Amin and his troops refused to allow UN inspectors into presidential palaces and other ''sensitive sites'' during the first round of UN inspections that ended in 1998. He was also one of the few Iraqis authorized to comment on weapons of mass destruction.

'Mayor' of Baghdad arrested

The U.S. military arrested a political pretender Sunday in Baghdad, while a Shiite Muslim group signaled a new willingness to cooperate on the eve of a pivotal U.S.-sponsored conference to help form a provisional Iraqi government.

The arrest of Mohammed Mohsen al-Zubaidi reflected U.S. determination to brook no interlopers in its effort to build a consensus for administering Iraq. Timed just before today's high-profile conference, it sent a clear message: Don't meddle.

Al-Zubaidi was a returned exile associated with the opposition Iraqi National Congress who declared himself mayor of Baghdad without sanction from U.S. authorities.

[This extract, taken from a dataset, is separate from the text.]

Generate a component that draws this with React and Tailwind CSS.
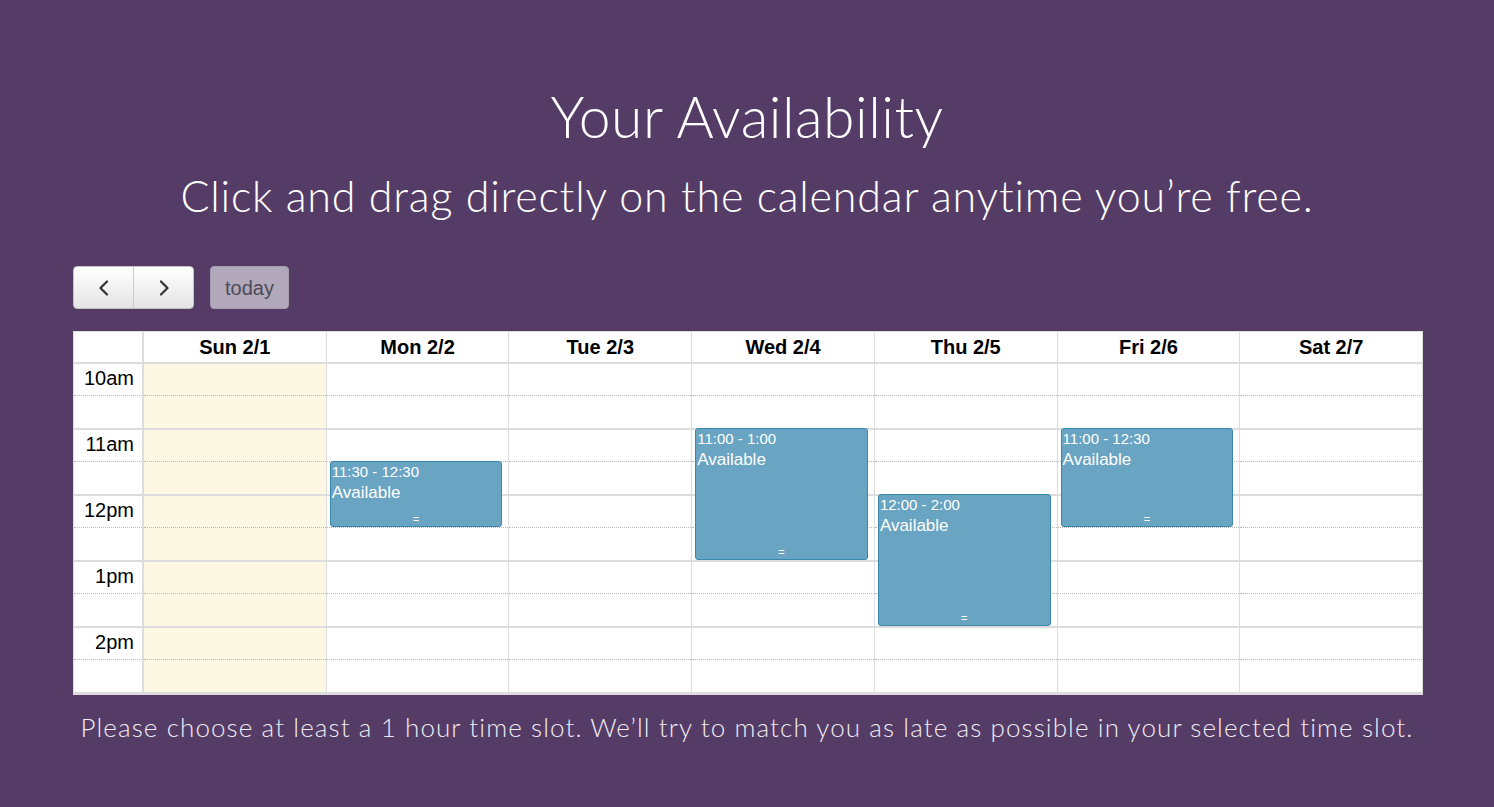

U.S. Central Command accused him of ''subversion.''

His activities, including designation of ''committees'' to run city affairs, had complicated the efforts of postwar U.S. civil administrator Jay Garner to reorganize political life. A U.S. military spokesman said al-Zubaidi was arrested ''for exercising authority which was not his.''

Central Command accused al-Zubaidi and his associates of ''obstructing the normal means of governance for their own self-interests,'' particularly by claiming control over the power company and other utilities.

The command said it warned al-Zubaidi to stop his actions. ''He instead ... continued his subversive actions,'' it said.

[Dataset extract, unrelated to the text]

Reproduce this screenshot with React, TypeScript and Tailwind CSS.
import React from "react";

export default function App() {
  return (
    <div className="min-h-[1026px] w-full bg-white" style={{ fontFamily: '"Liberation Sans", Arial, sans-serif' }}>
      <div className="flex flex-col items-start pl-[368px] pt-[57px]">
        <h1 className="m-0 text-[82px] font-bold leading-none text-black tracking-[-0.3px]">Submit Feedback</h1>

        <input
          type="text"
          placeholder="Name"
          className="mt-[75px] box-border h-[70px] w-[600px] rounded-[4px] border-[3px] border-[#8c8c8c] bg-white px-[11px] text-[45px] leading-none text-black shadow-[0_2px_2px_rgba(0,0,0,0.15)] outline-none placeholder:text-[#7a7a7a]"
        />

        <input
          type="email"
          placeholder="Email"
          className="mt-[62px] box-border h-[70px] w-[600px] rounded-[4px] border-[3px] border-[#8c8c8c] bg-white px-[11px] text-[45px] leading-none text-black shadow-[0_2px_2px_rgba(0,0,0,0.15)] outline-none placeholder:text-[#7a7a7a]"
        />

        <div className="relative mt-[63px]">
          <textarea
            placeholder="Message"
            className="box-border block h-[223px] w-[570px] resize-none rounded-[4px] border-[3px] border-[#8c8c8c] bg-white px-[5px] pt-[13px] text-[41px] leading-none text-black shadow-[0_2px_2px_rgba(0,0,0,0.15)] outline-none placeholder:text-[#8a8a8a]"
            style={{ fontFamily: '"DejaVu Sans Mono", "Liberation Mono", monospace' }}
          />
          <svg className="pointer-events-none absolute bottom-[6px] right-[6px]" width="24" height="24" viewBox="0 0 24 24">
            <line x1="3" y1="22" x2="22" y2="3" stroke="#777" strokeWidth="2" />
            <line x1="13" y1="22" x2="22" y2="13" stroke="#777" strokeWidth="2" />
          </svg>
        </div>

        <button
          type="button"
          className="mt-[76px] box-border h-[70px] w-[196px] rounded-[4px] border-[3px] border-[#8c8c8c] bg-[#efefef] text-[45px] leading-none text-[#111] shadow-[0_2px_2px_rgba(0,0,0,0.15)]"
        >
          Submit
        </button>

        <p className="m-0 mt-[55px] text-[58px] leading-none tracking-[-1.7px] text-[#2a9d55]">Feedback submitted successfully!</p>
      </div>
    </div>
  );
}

Today's conference, second in a series likely to extend well into May, was expected to attract 300 to 400 delegates from political organizations that had opposed Saddam and from other Iraqi interest groups, said a Garner deputy, Barbara Bodine.

The first meeting was held April 15 in Ur, in southern Iraq, just a week after U.S. troops took control of the Iraqi capital and ousted the Saddam government. Fewer than 100 Iraqis participated, many of them exiles, as some Shiites and others stayed away in protest of potential U.S. influence over selection of a new Iraqi president.

Shiites soften

But in a sign Shiite resistance may be easing, a key Shiite group that shunned the Ur conference--the Iran-based Supreme Council of the Islamic Revolution in Iraq--indicated it might attend today.

In other developments Sunday:

**The United States wants to continue using military bases in friendly Persian Gulf countries and retain the command center in Qatar where war planners directed the invasion of Iraq, American officials say.

**A man shot at two U.S. military vehicles in downtown Baghdad, wounding four soldiers, one seriously. ''There are still some small pockets of resistance in Baghdad,'' said a military spokesman, Capt. David Connolly.